I'm a native English speaker and EFL teacher, this really made me question myself!
If I had rushed to say something, I would have said 'an' before any word starting with a vowel. Though it is actually 'an' before anything that starts with a vowel 'sound'.
History definitely does not "officially" start with a vowel sound in any form of spoken English that is taught, so, 'officially' 'history' really can't be preceded by 'an'.
I think 'an' is sort of special as a word, because more so than other words, its form of use in grammatical written English, is influenced by the practicalities of spoken English. Really, as anybody would know who spends any sort of time studying a language; reading, writing, listening, and speaking are very different experiences.
My teaching Engish teacher [ not a typo ], went as far to say that really when you learn 'a language', you are learning two languages; the 'written language' and the 'spoken language'. With the spoken language, you would not pronounce each word in a phrase as you would pronounce it in isolation, the sound of a word in a phrase is dictated by the words that come before and after it, and what precisely it is you want to communicate. So when we speak a sentence, it is one long continuous sound or entity, or an 'utterance'. When things are written, the component words are obviously written with spaces inbetween them and exist graphically as clearly defined separate entities. This may be all very obvious (at least after being outlined like this), but it's important to consider, when considering the use of the word 'an'.
Often when speaking people take short cuts verbally to make things easier to say e.g 'got to' becomes 'gotta', 'is not' becomes 'isn't' becomes 'ain't', it is not official language, or commonly taught language, but this of course doesn't make it less real or have less meaning. Sometimes phonemes/sounds/letters are dropped altogether as the meaning that the sound communicates can be derived from the rest of the phrase or the context of the situation.
I myself, due to my families being from different backgrounds use two accents, or forms of spoken English: Received Pronunciation / Estury English / English English . . . and . . . Cockney / Working Class London spoken English (or accent, call it what you will). My mother's side of the family speak RP, and some of my relatives on her side sound more aristocratic than the Royal Family. My father's side are of a working class London background and talk like the Orcs from 'Lord of the Rings'. It is almost comical when we have a family get together.

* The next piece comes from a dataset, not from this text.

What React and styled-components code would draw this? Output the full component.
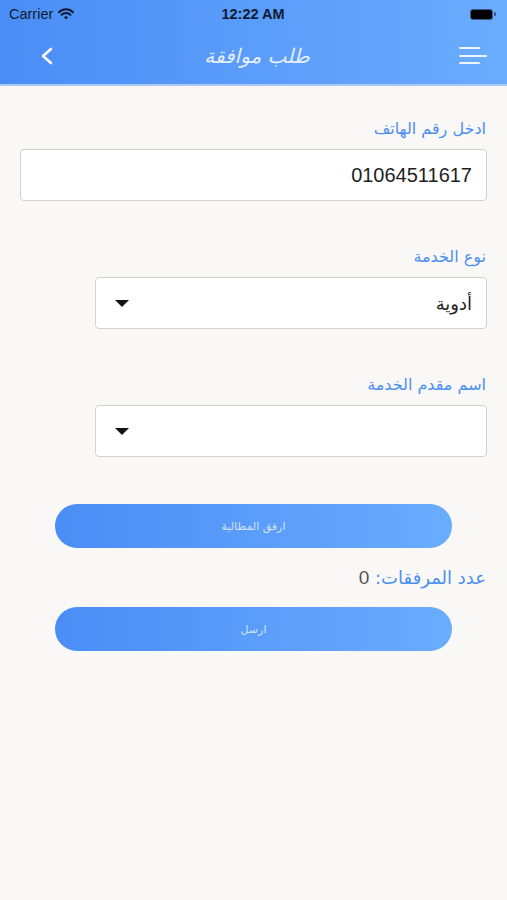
import React from "react";
import styled, { createGlobalStyle } from "styled-components";

const Global = createGlobalStyle`
  html, body { margin: 0; padding: 0; }
  body {
    background: #f9f8f6;
    font-family: "DejaVu Sans", "Liberation Sans", sans-serif;
  }
`;

const Page = styled.div`
  width: 507px;
  min-height: 900px;
  background: #f9f8f6;
  display: flex;
  flex-direction: column;
`;

const Header = styled.header`
  background: linear-gradient(90deg, #4a8df6 0%, #6aacfd 100%);
  border-bottom: 2px solid #a9c8f6;
  height: 84px;
  display: flex;
  flex-direction: column;
`;

const StatusBar = styled.div`
  height: 28px;
  display: grid;
  grid-template-columns: 1fr auto 1fr;
  align-items: center;
  padding: 0 10px 0 9px;
  color: #0f1b33;
  font-family: "Liberation Sans", "DejaVu Sans", sans-serif;
  font-size: 14.5px;
`;

const Carrier = styled.div`
  display: flex;
  align-items: center;
  gap: 5px;
`;

const Time = styled.div`
  font-weight: 700;
  font-size: 14.5px;
`;

const Battery = styled.div`
  justify-self: end;
  display: flex;
  align-items: center;
  margin-right: 1px;
`;

const BatteryBody = styled.div`
  width: 21px;
  height: 9px;
  border-radius: 3px;
  background: #000;
  border: 1.5px solid #3b5a8a;
`;

const BatteryTip = styled.div`
  width: 2px;
  height: 4px;
  margin-left: 1px;
  border-radius: 0 1px 1px 0;
  background: #3b5a8a;
`;

const NavBar = styled.div`
  flex: 1;
  display: flex;
  align-items: center;
  justify-content: space-between;
  padding: 0 20px 0 33px;
`;

const Title = styled.div`
  direction: rtl;
  color: #e6eefc;
  font-size: 20px;
  font-style: italic;
  padding-right: 6px;
`;

const IconButton = styled.div`
  width: 28px;
  height: 28px;
  display: flex;
  align-items: center;
  justify-content: center;
`;

const Form = styled.main`
  direction: rtl;
  display: flex;
  flex-direction: column;
  padding: 33px 20px 0 20px;
`;

const Field = styled.div`
  display: flex;
  flex-direction: column;
  align-items: flex-start;
  margin-bottom: ${(p) => p.$mb || 46}px;
`;

const Label = styled.div`
  color: #4c8ff0;
  font-size: 16px;
  margin-bottom: 10px;
  padding-right: 1px;
  line-height: 20px;
`;

const Box = styled.div`
  width: ${(p) => p.$width}px;
  height: 52px;
  box-sizing: border-box;
  background: #fff;
  border: 1.5px solid #d2d2d2;
  border-radius: 4px;
  display: flex;
  align-items: center;
  justify-content: space-between;
  padding: 0 14px 0 19px;
  color: #1e1e1e;
  font-size: 19px;
`;

const Value = styled.span`
  direction: ${(p) => (p.$ltr ? "ltr" : "rtl")};
  font-family: ${(p) =>
    p.$ltr ? '"Liberation Sans", sans-serif' : '"DejaVu Sans", sans-serif'};
  font-size: ${(p) => (p.$ltr ? 20 : 18)}px;
`;

const Caret = styled.span`
  width: 0;
  height: 0;
  border-left: 7px solid transparent;
  border-right: 7px solid transparent;
  border-top: 7px solid #111;
`;

const Pill = styled.button`
  align-self: center;
  width: 397px;
  height: 44px;
  border: none;
  border-radius: 22px;
  background: linear-gradient(90deg, #4a8df6 0%, #6aacfd 100%);
  color: rgba(255, 255, 255, 0.72);
  font-family: "DejaVu Sans", sans-serif;
  font-size: 11px;
  direction: rtl;
  padding: 0;
`;

const Count = styled.div`
  margin: 18px 0 17px 0;
  font-size: 18px;
  line-height: 24px;
  padding-right: 1px;
  color: #4c8ff0;
`;

const CountNum = styled.span`
  color: #555;
  font-family: "Liberation Sans", sans-serif;
  font-size: 19px;
`;

export default function App() {
  return (
    <Page>
      <Global />
      <Header>
        <StatusBar>
          <Carrier>
            Carrier
            <svg width="16" height="12" viewBox="0 0 16 12">
              <path d="M1 4.2a10 10 0 0 1 14 0" stroke="#0f1b33" strokeWidth="2" fill="none" strokeLinecap="round" />
              <path d="M3.6 6.8a6.3 6.3 0 0 1 8.8 0" stroke="#0f1b33" strokeWidth="2" fill="none" strokeLinecap="round" />
              <path d="M8 11.5 L5.9 9.2 a3 3 0 0 1 4.2 0 Z" fill="#0f1b33" />
            </svg>
          </Carrier>
          <Time>12:22 AM</Time>
          <Battery>
            <BatteryBody />
            <BatteryTip />
          </Battery>
        </StatusBar>
        <NavBar>
          <IconButton>
            <svg width="14" height="18" viewBox="0 0 14 18">
              <path d="M11 2 L3 9 L11 16" stroke="#fff" strokeWidth="2.6" fill="none" strokeLinecap="round" strokeLinejoin="round" />
            </svg>
          </IconButton>
          <Title>طلب موافقة</Title>
          <IconButton>
            <svg width="28" height="20" viewBox="0 0 28 20">
              <path d="M1 2h19M1 10h27M1 17h19" stroke="#eef3fc" strokeWidth="2" strokeLinecap="round" />
            </svg>
          </IconButton>
        </NavBar>
      </Header>
      <Form>
        <Field>
          <Label>ادخل رقم الهاتف</Label>
          <Box $width={467}>
            <Value $ltr>01064511617</Value>
          </Box>
        </Field>
        <Field>
          <Label>نوع الخدمة</Label>
          <Box $width={392}>
            <Value>أدوية</Value>
            <Caret />
          </Box>
        </Field>
        <Field $mb={47}>
          <Label>اسم مقدم الخدمة</Label>
          <Box $width={392}>
            <Value></Value>
            <Caret />
          </Box>
        </Field>
        <Pill>ارفق المطالبة</Pill>
        <Count>
          عدد المرفقات: <CountNum>0</CountNum>
        </Count>
        <Pill>ارسل</Pill>
      </Form>
    </Page>
  );
}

Sooooo, why do I say all this?
When I talk in my Cockney accent, I do not pronounce some vowels at the end of words: 'cat' becomes 'ca', or a lot of the time 'h' at the beginning of words. . . .
. . . . So in Cockney speech, I would say 'an 'istorian'. 'An', because it is a lot easier to connect or combine the words into an utterance in spoken English, when you have a consonant ('n') between the two vowel sounds.

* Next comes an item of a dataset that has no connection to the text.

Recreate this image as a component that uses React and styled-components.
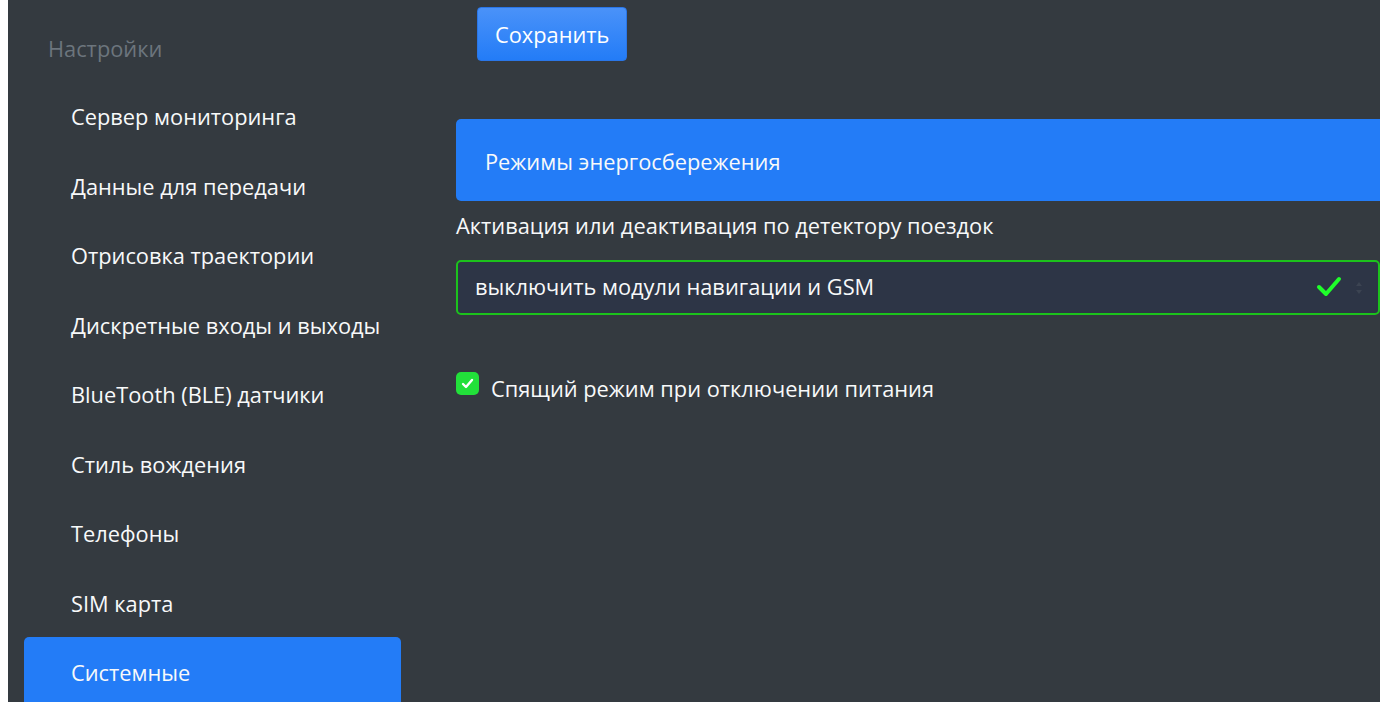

. . . but, 'istorian' is not how you are taught to pronounce the word 'historian' in the commonly taught Received Pronounciation version of British English speech. Whether this is also defined as 'official' English speech, I do not know.
I imagine 'istorian' is not how the pronunciation is taught in other English speaking nations either.
Official/common language evolves a lot of the time through chance, mutation and mistakes. Sometimes how people commonly percieve the correct pronunciation of the written form of a language, influences how we commonly say something. Sometimes written language is influenced by how people commonly say something.
So all in all, even though it makes part of my spoken language cultural heritage less represented, I have to say there seems to be more support for 'a historian' to be officially grammatically correct, than 'an historian', as I can not think of any circumstance where it would be thought of as a good idea for the initial teaching of the pronunciation of the word 'historian', to be taught as 'istorian'.
'Historian' overwhelmingly does not start with a vowel sound, where you would have someone pronouncing the word in isolation, in a clear a way as possible in order for its meaning to be understood.
[Shoot, was not meant to spend all this time writing this!!!]
There are historians who act like psychologists, figuring that it's important to know motivations, not just who did what when. And that's fine, if they label their guesses as guesses. (Prosecuting attorneys also think motivations are important, but it might weaken their cases to admit when they are guessing.)